You’re probably thinking either puppies or cats follow close behind hamsters, but oddly enough, sheep actually come it at number two, boosting message rates by 328%. Dogs and cats aren’t even in the top five. Elephants follow sheep (+314%), then horses (+282%), and then rabbits headline with a 275% surge rate.

Of course, having a cuddly dog in your profile can only help. Profile pictures that feature man’s best friend offer a 265% increase to inbound messages, with cats providing a 241% upswing, right after frogs (+247%).

Sssssup

Thanks to additional analysis of 41, 054 male user profiles and 375, 454 messages, Zoosk was also able to highlight the effect merely mentioning certain pets have on inbound messages.  Simply referencing your snake in an online dating bio increases your chances of getting a response by 186%.  Users that name dropped their pet horse saw a response increase of 75%.

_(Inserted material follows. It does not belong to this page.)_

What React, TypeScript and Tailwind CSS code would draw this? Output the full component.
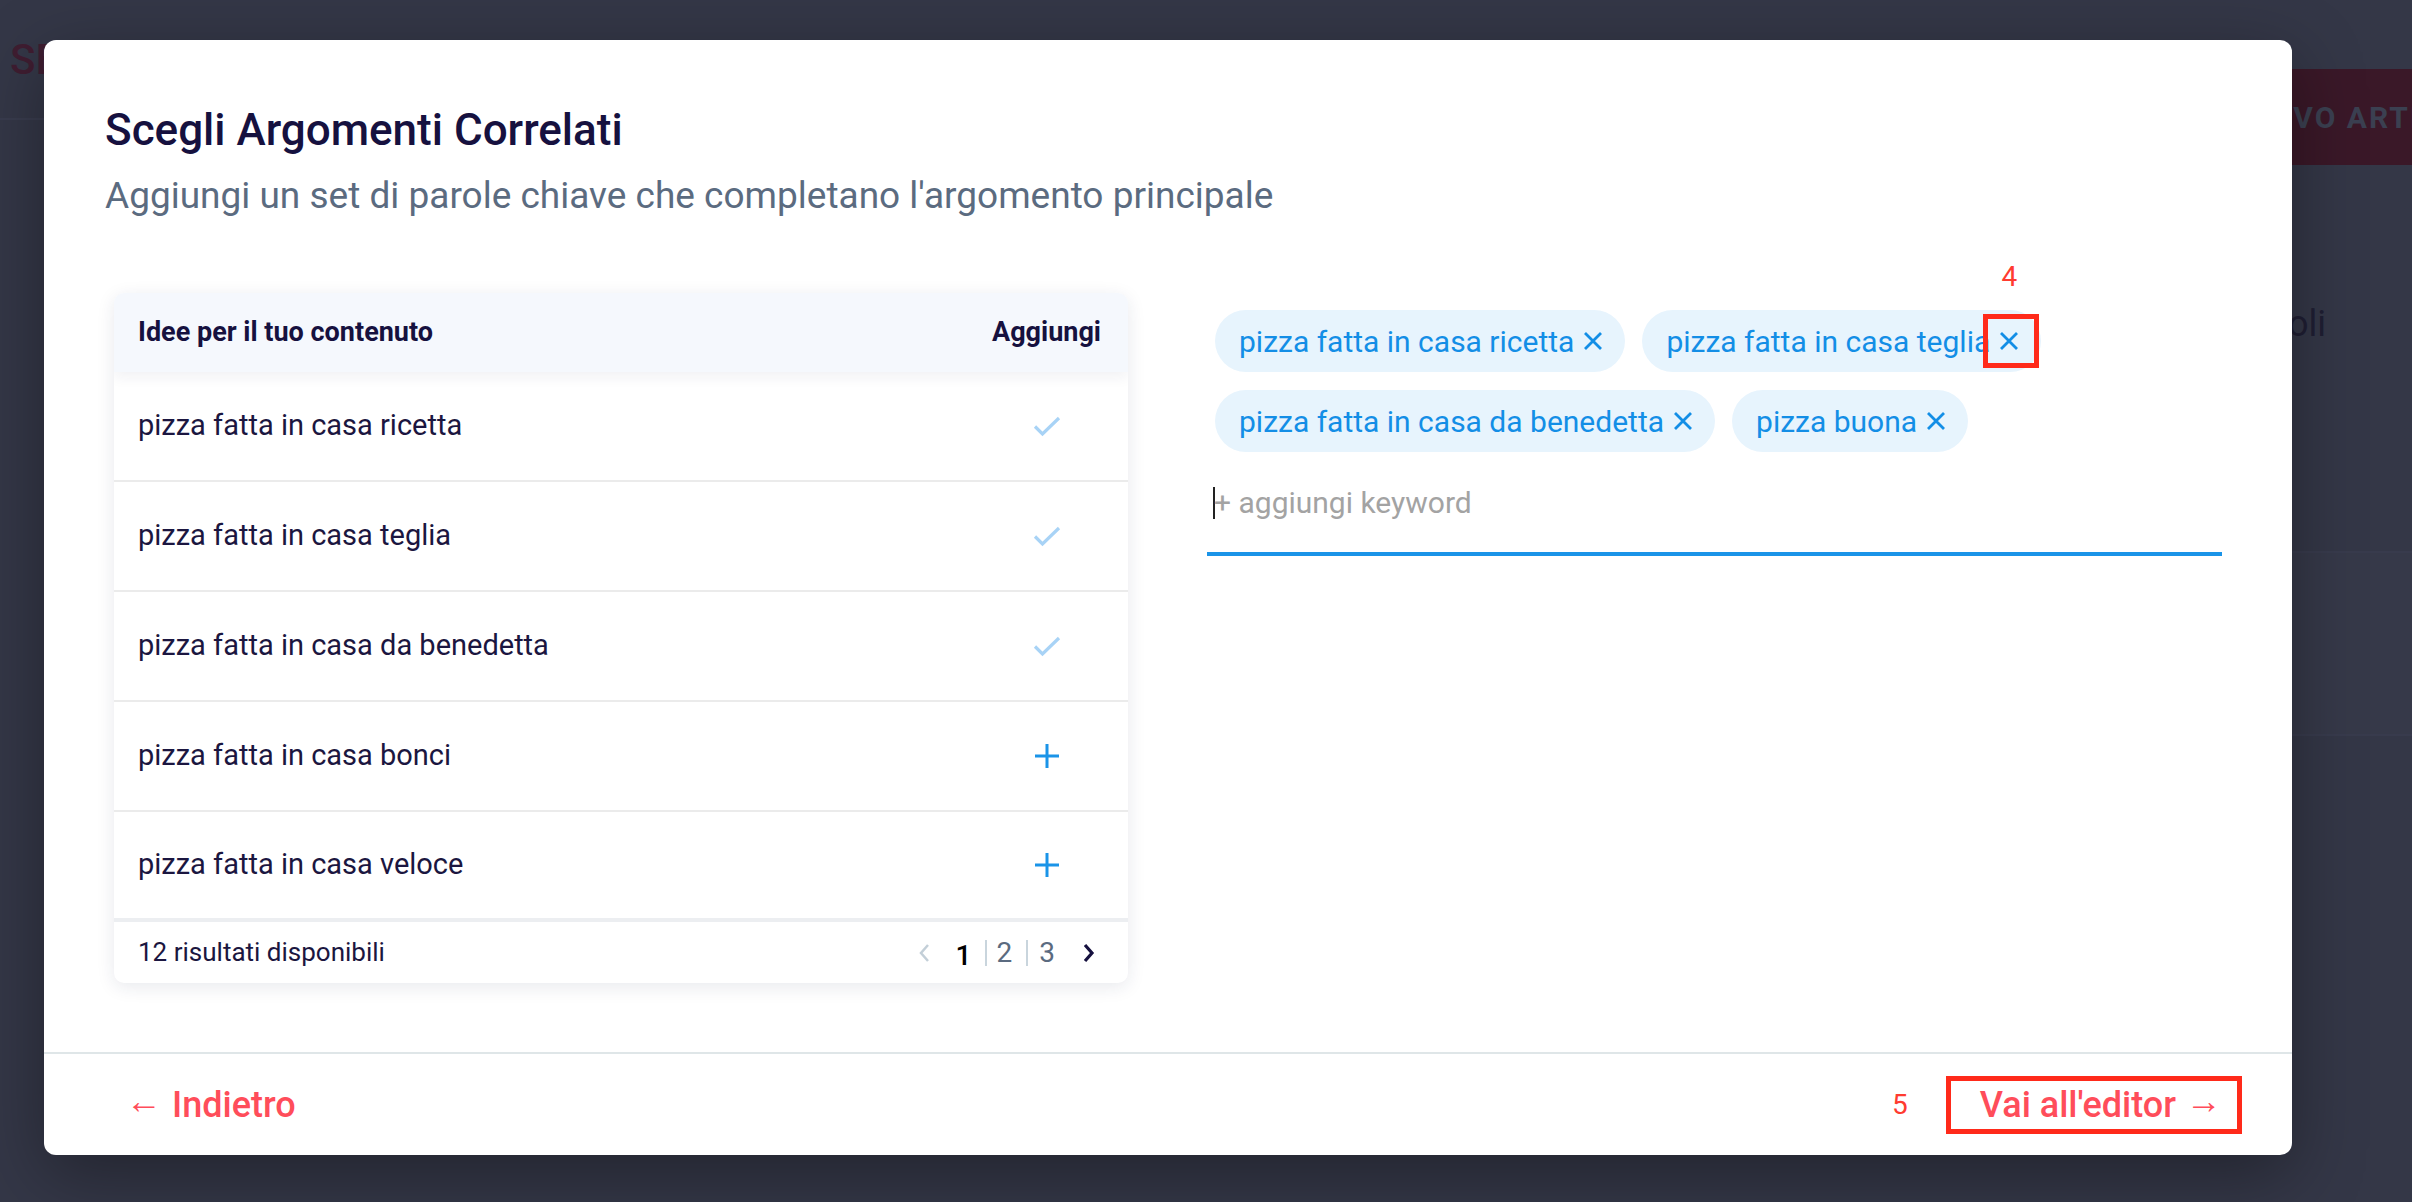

However, if you own a bird or cat, keep it to yourself. Guys that mentioned their cats were 23% less likely to receive responses and those that mentioned their pet bird saw a decrease of 100%.

While these tips are certainly helpful, it, of course, should be noted that the study did not disclose what kind of responses these pet owners were most likely to receive. But, even still, one or two “Cool rodent, Willard” is well worth the inbox boost.